Ferrari, vanno bene i conti e azzera l’impatto dazi. I numeri deludono le attese

ROMA – Conti in crescita, risultati positivi, effetto dei dazi di Trump quasi azzerato, ma l’incremento dei principali indici di Ferrari, dai ricavi netti alle consegne, non convince il mercato. E il titolo scivola in Borsa fino a chiudere a meno 11,65% a 385,3 euro. La casa di Maranello nel secondo trimestre ha prodotto ricavi netti pari a 1,787 miliardi, in crescita del 4,4% rispetto all’anno precedente, consegnando 3.494 veicoli. L’utile operativo è pari a 552 milioni, in aumento dell’8,1% rispetto all’anno precedente, con un margine dell’utile operativo pari al 30,9%, l’utile netto è pari a 425 milioni (+3%) e utile diluito per azione è a 2,38 euro.
Crescite che il mercato ha ritenuto contenute. Gli analisti si aspettavano ricavi per 1,82 miliardi, mentre il Cavallino ha toccato la soglia di 1,79 miliardi, e poi il calo dell’1% delle consegne. Quando si tratta di Ferrari il mercato è esigente, nonostante la conferma da parte della Rossa di realizzare i target 2025. Peccato che gli investitori si aspettassero un rialzo della guidance che non è arrivato. Così il titolo ha perso oltre 9 miliardi di capitalizzazione in Borsa, scendendo sotto i 69.
Il gruppo controllato da Exor preferisce non commentare «l’andamento del titolo nel breve termine - dice l’ad di Ferrari, Benedetto Vigna, rispondendo agli analisti - abbiamo presentato risultati di tutto rispetto e anche una visione sull’anno in un contesto non chiaro. Andiamo avanti per la nostra strada».
Agli analisti non è bastata nemmeno la rimozione dell’impatto negativo dei dazi sui conti 2025 previsto dalla Ferrari dopo l’accordo tra Usa e Ue. Si rafforza così la fiducia verso gli obiettivi finanziari dell’anno: il rischio di una riduzione dei margini percentuali di 50 punti base, evidenziato il 27 marzo dopo l’introduzione delle tariffe Usa sulle auto, «è stato rimosso - spiega l’azienda - in seguito al recente accordo» e si attendono «minori costi industriali nella seconda parte dell’anno rispetto all’inizio». Non cambia però la politica commerciale con i ritocchi decisi ai listini per l’America. «Non la modificheremo - spiega Vigna - fino a quando la nuova tariffa del 15% non sarà effettivamente applicata, perché al momento non è ancora in vigore. Ci vorrà del tempo». E il Cavallino ha deciso comunque di comunicare al cliente in fattura l’extracosto provocato dalla imposta doganale degli Stati Uniti.
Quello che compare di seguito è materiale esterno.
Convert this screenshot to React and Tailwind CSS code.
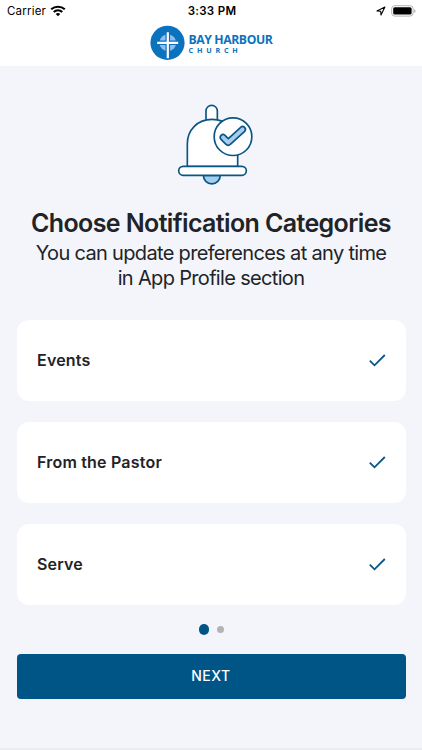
import { useState } from 'react';

const categories = [
  { id: 'events', name: 'Events' },
  { id: 'pastor', name: 'From the Pastor' },
  { id: 'serve', name: 'Serve' }
];

function StatusBar() {
  return (
    <div className="grid h-[22px] grid-cols-3 items-center pl-[7px] pr-[5px] text-black">
      <div className="flex items-center gap-1">
        <span className="text-[11.5px] leading-[22px] tracking-[0.2px]">Carrier</span>
        <svg className="-mt-px" width="16" height="12" viewBox="0 0 16 12" fill="none" stroke="currentColor">
          <path d="M1.2 4.3C5 .8 11 .8 14.8 4.3" strokeWidth="2.1" />
          <path d="M3.7 7C6.2 4.8 9.8 4.8 12.3 7" strokeWidth="2" />
          <path d="M8 11.3 5.7 9c1.3-1.2 3.3-1.2 4.6 0z" fill="currentColor" stroke="none" />
        </svg>
      </div>
      <span className="text-center text-[11.5px] font-semibold leading-[22px] tracking-[0.3px]">3:33 PM</span>
      <div className="flex items-center justify-end gap-[5px]">
        <svg width="10" height="10" viewBox="0 0 10 10" fill="none" stroke="currentColor" strokeLinejoin="round">
          <path d="M8.9 1 1 4.9l3.7.3.3 3.8z" strokeWidth="1.1" />
        </svg>
        <svg className="-mt-px" width="26" height="12" viewBox="0 0 26 12">
          <rect x="0.7" y="0.7" width="21.4" height="10.4" rx="3" fill="#fff" stroke="#b3b3b3" />
          <rect x="2.2" y="2.2" width="18.4" height="7.4" rx="1.6" fill="#000" />
          <path d="M23.4 4.2v3.6c1.4-.5 1.4-3.1 0-3.6" fill="#999" />
        </svg>
      </div>
    </div>
  );
}

function Logo() {
  return (
    <div className="flex h-11 items-start justify-center pt-[3px]">
      <svg className="mr-1" width="35" height="35" viewBox="0 0 35 35">
        <circle cx="17.5" cy="17.8" r="17.1" fill="#0b72bd" />
        <circle cx="17.8" cy="17.8" r="8.4" fill="#8fbdf0" />
        <path d="M17.8 8v20M8 17.8h20" stroke="#0b72bd" strokeWidth="4.6" />
        <path d="M17.8 7.2v26M7.2 17.8h21" stroke="#fff" strokeWidth="2.2" />
      </svg>
      <div className="w-[84px] whitespace-nowrap pt-[8px] font-['Open_Sans',sans-serif] font-bold text-[#0b72bd]">
        <div className="text-[12.2px] leading-[14px] tracking-[-0.4px]">BAY HARBOUR</div>
        <div className="text-[7.2px] leading-[7px] tracking-[3.8px]">CHURCH</div>
      </div>
    </div>
  );
}

function BellIcon() {
  return (
    <svg width="84" height="83" viewBox="12 24 252 249" fill="#fff" stroke="#0b5585" strokeWidth="5">
      <path d="M123 80V48a17 17 0 0 1 34 0v32" />
      <path d="M67 215v-68c0-43 31-74 74-74s77 31 77 74v68z" />
      <path d="M115 241a25.500 25.500 0 0 0 51 0z" fill="#a5cdee" />
      <rect x="41" y="214" width="203" height="27" rx="13.500" />
      <circle cx="204" cy="125" r="56.500" />
      <path
        d="M180 121a8.500 8.500 0 0 0-12 12l15 15a8.500 8.500 0 0 0 13 0l43-39a8.500 8.500 0 0 0-12-12l-37 34z"
        fill="#a5cdee"
        strokeLinejoin="round"
      />
    </svg>
  );
}

function CategoryCard({ name, checked, onToggle }) {
  return (
    <button
      type="button"
      onClick={onToggle}
      className="flex h-[81px] w-full items-center justify-between rounded-xl bg-white pb-px pl-[20.500px] pr-5 text-left"
    >
      <span className="-mt-px text-[16px] font-semibold tracking-[0.2px] text-[#212327]">{name}</span>
      {checked && (
        <svg width="17" height="13" viewBox="0 0 17 13" fill="none" stroke="#0b5585" strokeWidth="1.8">
          <path d="M.8 6.600l4.700 4.700L15.800 1" />
        </svg>
      )}
    </button>
  );
}

export default function App() {
  const [selected, setSelected] = useState(['events', 'pastor', 'serve']);

  const toggle = (id) => {
    setSelected((prev) => (prev.includes(id) ? prev.filter((item) => item !== id) : [...prev, id]));
  };

  return (
    <div className="flex h-[750px] w-[422px] flex-col overflow-hidden bg-[#f4f5fa] font-['Inter',sans-serif]">
      <header className="h-[66px] shrink-0 bg-white">
        <StatusBar />
        <Logo />
      </header>

      <main className="flex flex-1 flex-col items-center px-[16.500px] pt-[37px]">
        <BellIcon />
        <h1 className="mt-[20px] whitespace-nowrap text-[25px] font-semibold leading-[34px] tracking-[-0.62px] text-[#212327]">
          Choose Notification Categories
        </h1>
        <p className="mt-[1px] whitespace-nowrap text-center text-[20px] leading-[24.500px] tracking-[-0.67px] text-[#212327]">
          You can update preferences at any time
          <br />
          in App Profile section
        </p>

        <div className="mt-[30px] flex w-full flex-col gap-[21px]">
          {categories.map((category) => (
            <CategoryCard
              key={category.id}
              name={category.name}
              checked={selected.includes(category.id)}
              onToggle={() => toggle(category.id)}
            />
          ))}
        </div>

        {/* Page dots */}
        <div className="mt-[19px] flex h-[11px] items-center gap-2">
          <span className="size-[10.500px] rounded-full bg-[#005587]" />
          <span className="size-[6.500px] rounded-full bg-[#b3b3b5]" />
        </div>

        <button
          type="button"
          className="mt-[19px] h-[44.500px] w-full rounded bg-[#005587] pb-px text-[14px] font-medium tracking-[0.5px] text-white"
        >
          NEXT
        </button>
      </main>

      <div className="h-[2px] shrink-0 bg-[#ebecf0]" />
    </div>
  );
}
Vigna sottolinea che «l’order book arriva fino a inizio 2027» e che i nuovi modelli hanno avuto «un’ottima accoglienza». Rispettata la tabella di marcia: il piano 2023-2026 prevedeva 15 lanci, entro quest’anno saranno 14 e l’ultimo arriverà nel 2026. Nessun ritardo sull’elettrica, che sarà svelata a partire dal Capital Markets Day di ottobre: «Mai parlato di una seconda vettura», puntualizza. L’ad è convinto che «nonostante il contesto macroeconomico incerto, le tensioni geopolitiche in corso e la volatilità dei mercati, continuiamo a perseguire il nostro piano industriale con determinazione, disciplina e fiducia. Siamo ben preparati ad affrontare altre potenziali minacce macroeconomiche».